A former SNP deputy leader has blamed the failure of the Scottish independence campaign on two decades of "soft selling" by his party and confirmed his support for a fledgling left-wing alternative at the Scottish election.
Jim Sillars, deputy leader of the SNP in the early 90s and a continuing party member, pledged to vote for rival nationalist party Rise on the regional list that provided a route for his late wife Margo MacDonald to return to Holyrood as an independent MSP three times following her expulsion from the SNP.
Speaking at at a conference for the Rise-affiliated Radical Independence Campaign (RIC) in Edinburgh, Mr Sillars urged nationalists to learn the lesson from final six months before the 2014 referendum, when a concerted effort pushed support for independence from 29% in the polls to 45% in the referendum.
Cat Boyd, co-founder of RIC and Rise candidate for Glasgow, described the mainstream Yes Scotland campaign - an SNP, Scottish Greens, Scottish Socialist Party and civic alliance - as a centrist campaign "started by centrist parties orientated around businesses, middle-class professionalism and established opinion".
She told how she has been "trolled" relentlessly by other nationalists who called RIC an MI5 and Labour Party front.
Mr Sillars said: "There is a reason why it was at 29% in February 2014.
"From 1992 until 2014 the SNP never unambiguously campaigned to build support for an independence vote.
"They soft-sold people, in the sense that when Westminster elections came along they called for 'a stronger voice for Scotland at Westminster'.
"When John Swinney was leader he said, 'you don't need to support independence to vote for us'."
Current leader Nicola Sturgeon has made similar appeals to unionists to back the SNP - but has pledged to continue to build support for independence over the next few years "in a realistic and relevant way".
Mr Sillars said: "If you don't campaign for independence you don't build an independence vote and you don't get independence.
"After the next election the Yes movement has to get itself back together again, and it has to sustain a campaign from now on until the day we get independence.
"We're not at 29% now - we're at 45% and it's much easier to go from that platform to the level we need.
"One of the reasons I am voting for Rise on the second list ballot is that they are unambiguously saying to people: 'If you vote for us make no mistake about it - you are, in actual fact, voting for independence.'
"I hope that after the election the Yes campaign can get itself together again, this time not dominated by one party but this time broadly based and right across the board."
Ms Boyd said she go "a lot of stick" from some "furious" nationalists when she co-founded RIC four years ago.
She said: "Some of them called us an MI5 front, some called us a Labour Party front, and then you had the old left who said we were capitulating to nationalism and spread the word that we were funded by people like Brian Souter.
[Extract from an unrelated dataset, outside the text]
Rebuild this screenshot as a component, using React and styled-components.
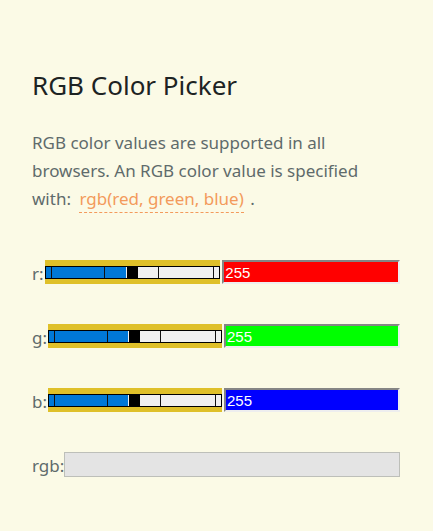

"But the existing campaigns for Yes that were already out there were too narrow to tell the story of Scotland that we wanted to tell.
"They were centrist campaigns started by centrist parties orientated around businesses, middle-class professionalism and established opinion."
She praised former SNP MSPs John Finnie and Jean Urquhart for resigning from the SNP over the party's U-turn over supporting military alliance Nato.
Mr Finnie has since joined the Scottish Greens who were also taking part in the RIC conference, with co-convener Maggie Chapman addressing delegates and participating in workshops.